“我可没骗你 就像那月色 口感轻淡而透明
当然也能一笑而过 但我会一直等待”
嘘月
那天,我判断我无法一人入眠,于是睡在了大花家,就和2021年“除夕大逃亡”那天一样,我连夜订好了去南安普顿找聂桑的车票,才昏昏然睡去。
其实我本来就喜欢和他们一起熬夜,哪怕自己的状态很差。
我睁着迷离的双眼,精神早已游离在游戏之外,手里拿着桌游的牌,他们说着笑话狗话,恍惚间醉酒了一样,虽然场上只有我没喝,但我和他们一起沉浸在那个温暖的屋子里,深深扎根于现实之中,我不能比此刻更安心了。
“我想变成一棵树”,她蹲在马路边上歪着头,呆呆地说。裙摆如萎垂的鸢尾花瓣落在柏油路面。
“你从什么时候开始有这个想法的?”他问。
“嗯……现在?”
竟然是疑问句吗?
风的加护?
漂亮 被世界爱着呢
真羡慕你
名为真爱诅咒的东西,你想摆脱它,那就必须不是你。
也就是他每个早上往脸上胡乱抹的那把雪花膏,让他感到自己好似还不至于“灰头土脸”。
你要怎么对这种“力量”进行诠释呢?
那种从心底很深的地方生出来的“理解”和“客观”。
设身处地是没有用的。如果不亲身经历那种事的话,是不会有人能获得这种“力量”的。可是如果经历过的话,对最终还能够获得这种力量的人而言,真是好残忍。
眼看着坠了崖,我却重重地摔到了一张大网上,然后被这样的力量包裹着、托举着慢慢上升,离峡谷底下的乱石堆越来越远。
我并不知道我该说些什么。谢谢你在你逃出的地方放了一张安全网。
谢谢你站在我身边。
“我从未见过这样阴郁而又这样光明的日子”
麦克白
现在想来,我把自己藏得很深。可能只有在亲密关系中,我才有百分之个位数的可能性会剖析自己给别人看,还要讲求一个天时地利人和。而在这种极其苛刻的条件之外,我仿佛永远都在处于“尼莫点”——那个确实在地球上的,却离文明最遥远的、最孤独的地方——无法脱离文明的载体存在、同时又要离文明最远。
这也在一定程度上解释了我总是不会放弃寻求一段亲密关系、或是对亲密关系有所期待的事实。

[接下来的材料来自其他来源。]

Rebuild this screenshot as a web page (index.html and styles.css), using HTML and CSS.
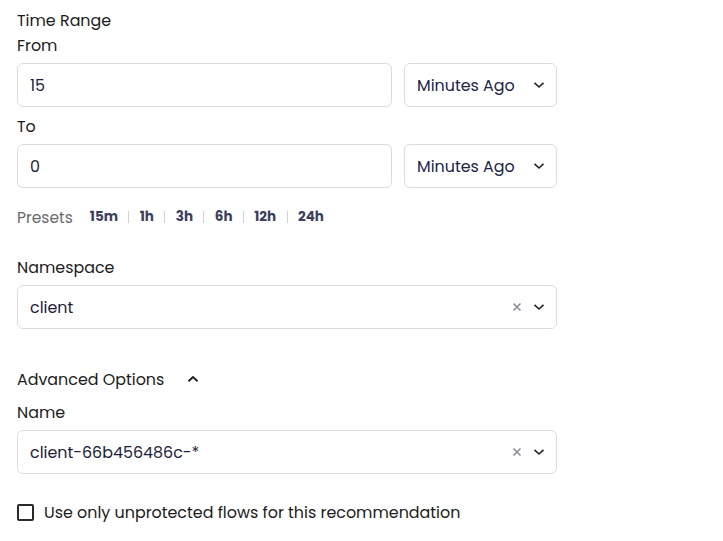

“距离尼莫极点最近的有人类出没的地方是400千米高的空间站。”
人在什么时候可以正式的构建价值观和人生观?
从对“人类”这个群体失望开始。
“阳光很暖,但是山丘上的风有点冷。
宛如春季自后方追赶着疾奔而去的冬日留下的飞沫似的。”
换句话说,我不会因为知道在未来往回看自己的决策时会显得很蠢而在现在畏手畏脚地不做决策。
该舍弃的东西那么明晰、你说我不懂得审时度势?
坐上向东飞的这趟航班,就像是在试图回到过去一样,追赶着已经过去的时间,但时间始终向前,回到的只是被定义在“过去”的时区。
老师,其实我是相信一件事情的:
人是天生就拥有感受爱的能力的。
但后天的各种学习和信息摄入,使得这一能力变得非常浑浊。
仍然幼稚到有些时候想要推开所有人独自前往想象中那个有篝火和面包存在的世界。
你眼中的自己不是自己,别人眼中的你也不是你,你眼中的别人才是你自己。
他们在观察你,就像你年复一日的观察他们一样。
局外人
我确实有那种一旦感受到对方已经在恶意揣测我了,我就不再想解释了的习惯。
你的文字越来越美了呢(努力压抑住想送你高维写作指南的想法…)相信你并不需要这些也能创造神迹。